Мариенгоф придумал метод, стиль, собственную дендистскую выправку, открыл собственный материк, поставил столицей Анатолеград, и сам эту страну закрыл.

Хотя…

…Может, всё-таки есть шанс попробовать погулять по его местам снова? Найти возможность использовать эти музейные экспонаты?

Например, уже сто лет после Мариенгофа в России, по большому счёту, никто не пользуется так широко и так изящно ассонансной разноударной рифмой.

Поэзия современная часто дидактична и желает что-то сообщить, а Мариенгоф ничего не сообщает, его ум — в его жестикуляции и расстановке им предметов: всех этих фонарей и гребней. В его поэзии — самое умное: форма. Это очень важное отличие от нынешней иронической, снисходительной, всёзнающей манеры, которая на самом деле ужасно надоела. Пользуясь этой манерой, можно писать тысячи и тысячи иронических строк — собственно, так и делают, — в то время как Мариенгоф написал ровно столько, сколько было нужно: один томик, можно за вечер прочесть.

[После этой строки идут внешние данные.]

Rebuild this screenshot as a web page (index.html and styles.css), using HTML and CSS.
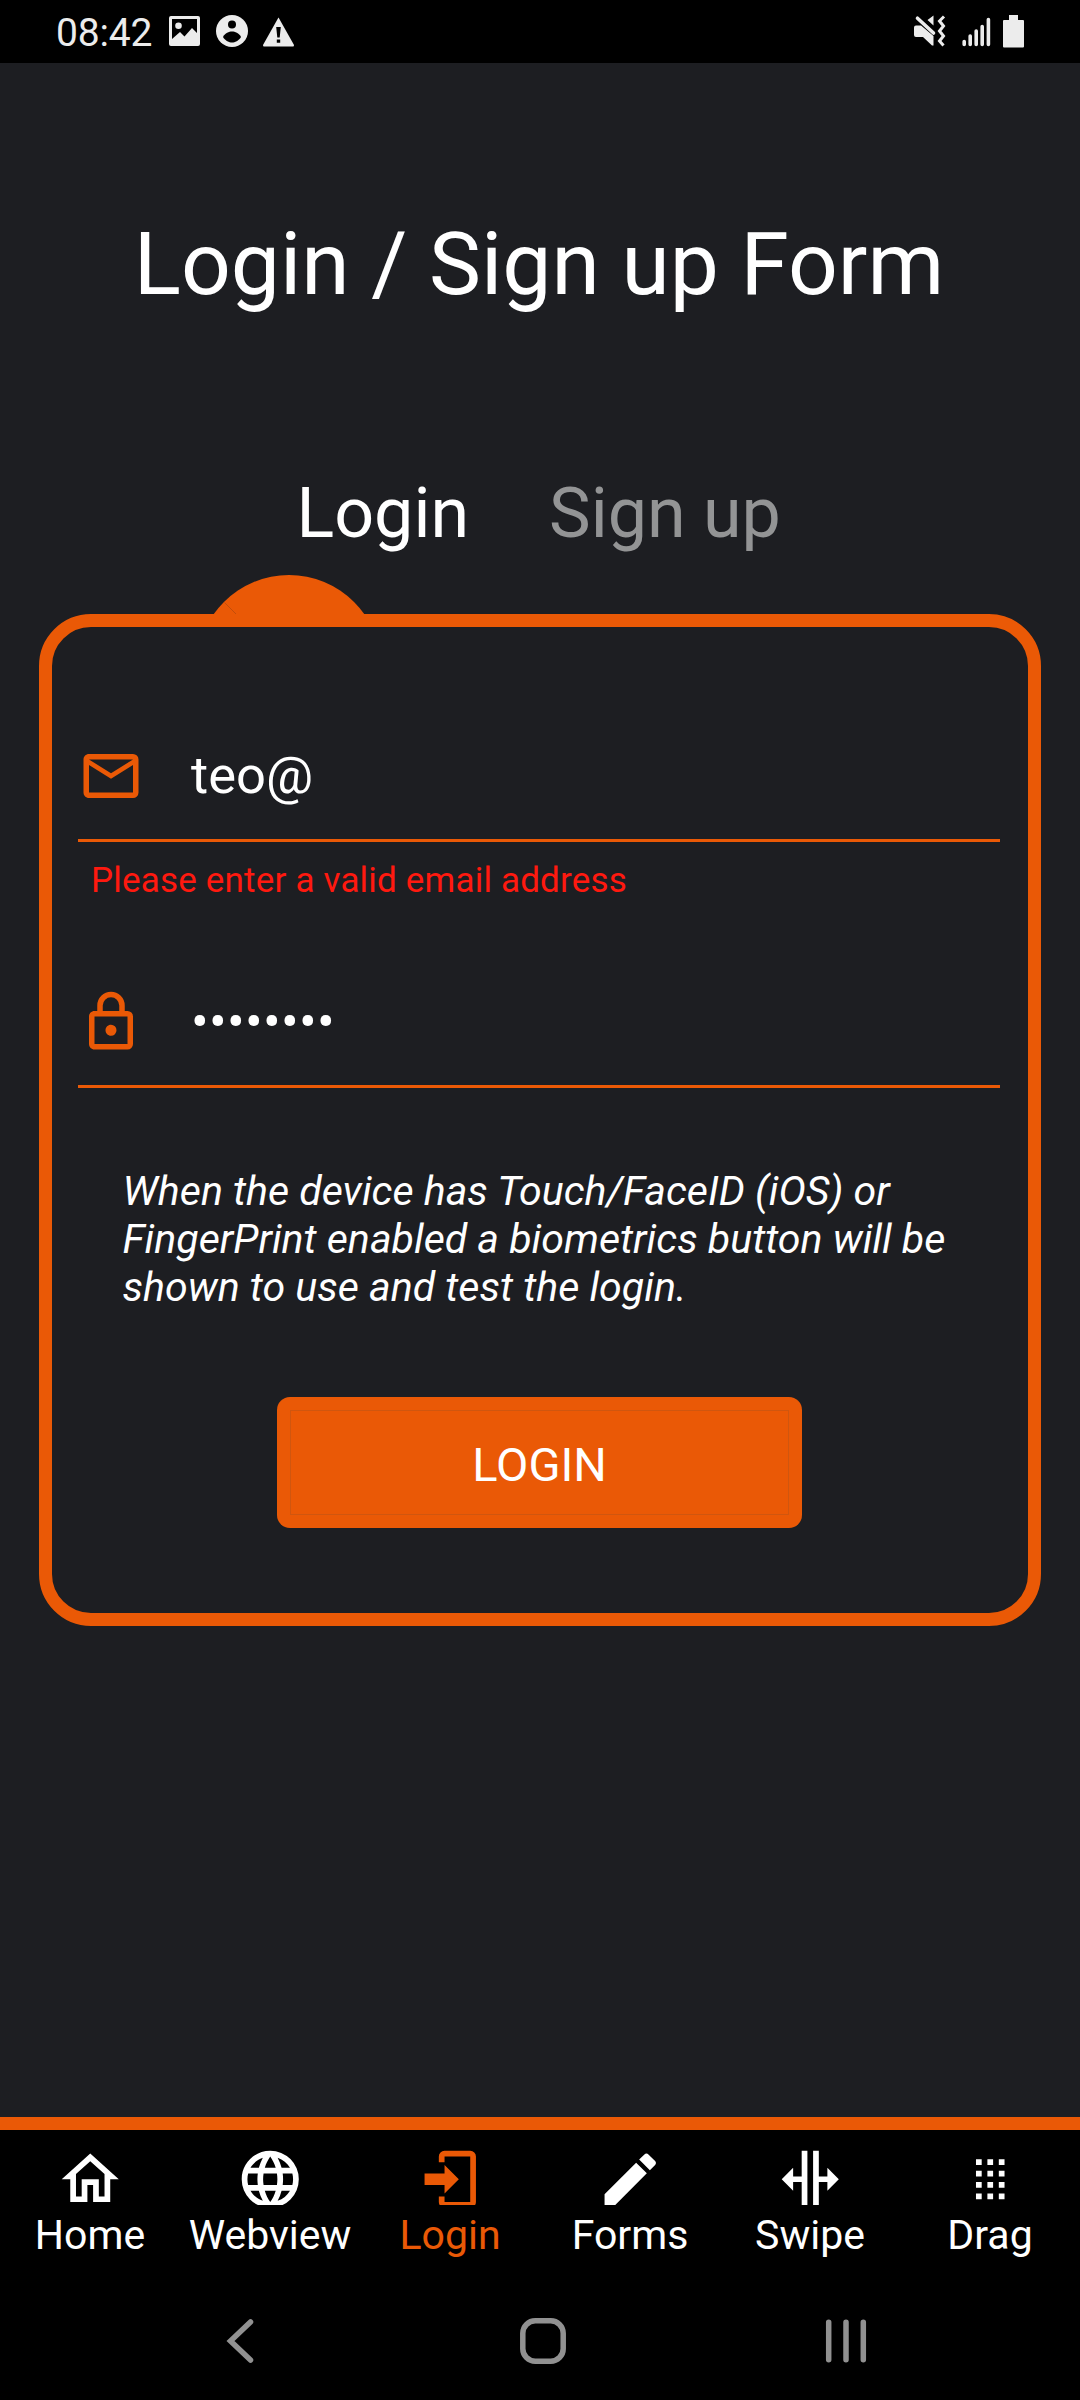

У Мариенгофа, при всём его иронизме, восприятие бытия трагическое, и его трагедия — эпоха, внутри которой он жил и за которую отвечал. У нынешних трагедия только в том, что они очень умные и ужасно устали всё презирать, в том числе любые эпохи.

Поэзия, наконец, стала слишком пристойна, если она и хулиганит, то как-то не смешно, натужно — такое хулиганство не веселит, от него подташнивает, как будто кого-то вырвало, а тебе нужно смотреть.

Не знаем, как вы, а мы не отказались бы отпраздновать Новый год в компании Есенина, Шершеневича и Мариенгофа. А с поэтами современными ничего праздновать не хочется, им самим от себя скучно.

Кто-то должен устроить в очередной раз настоящий, кипящий, ужасный скандал, чтоб центральные газеты взвыли: что это?! что это за наглость?

А это Анатолий Борисович со товарищи вернулся.